Literary Figures Call for Release of Arab-Israeli Poet Charged With Incitement

More than 150 literary figures, including nine Pulitzer Prize winners, are calling for Israel to free an Arab-Israeli poet charged with inciting violence through social media.
The open letter announced Tuesday in support of Dareen Tatour, who has been under house arrest since October, was organized by Jewish Voice for Peace and Adalah-NY (The New York Campaign for the Boycott of Israel). Authors Alice Walker, Claudia Rankine and Dave Eggers were among those who signed on in asserting “poetry is not a crime.”
“We believe in the rights of artists and writers to freely express their artistic vision, and share work freely,” the letter says. “The Israeli government’s actions reveal a desire to silence Tatour, part of a larger pattern of Israeli repression against all Palestinians. Expressing resistance to oppression and Occupation through poetry is by nature non-violent and should not be criminalized by any government.”

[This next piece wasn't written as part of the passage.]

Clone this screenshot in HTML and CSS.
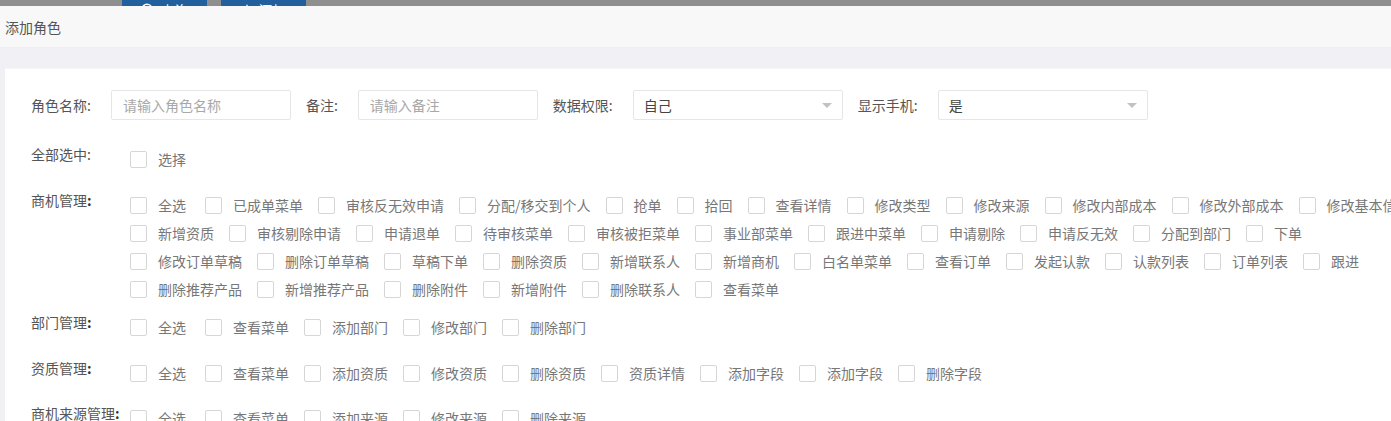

Israeli police arrested Tatour, a Palestinian citizen of Israel, in October for Facebook postings and a poem written in Arabic and posted on YouTube called “Resist my people, resist them.” She was charged with incitement to violence and terrorism, and is said to be one of hundreds of other Palestinians apprehended for expressing anti-Israeli sentiments on social media, USA Today reported.
Although not directly referring to violence, some lines of the poem allude to joining martyrs and not “succumbing to the ‘peaceful solution.’”
They include:
“Resist, my people, resist them. Resist the settler’s robbery And follow the caravan of martyrs.”
Tatour has been under house arrest in a Tel Aviv apartment with no internet access; she previously served three months in Israeli prisons. At a court hearing on July 18, she will appeal for transfer to house arrest in her hometown. Additional hearings are scheduled until September, when a verdict is expected to be handed down.
Tabour recently told the Israeli daily Haaretz: “I never imagined that in a democratic country, I would not be allowed to write and publish. … I cannot live without poetry. For me to be a poet without a pen and without feelings. But if I cannot mourn for my compatriots who are being killed, how will I be able to be a poet?”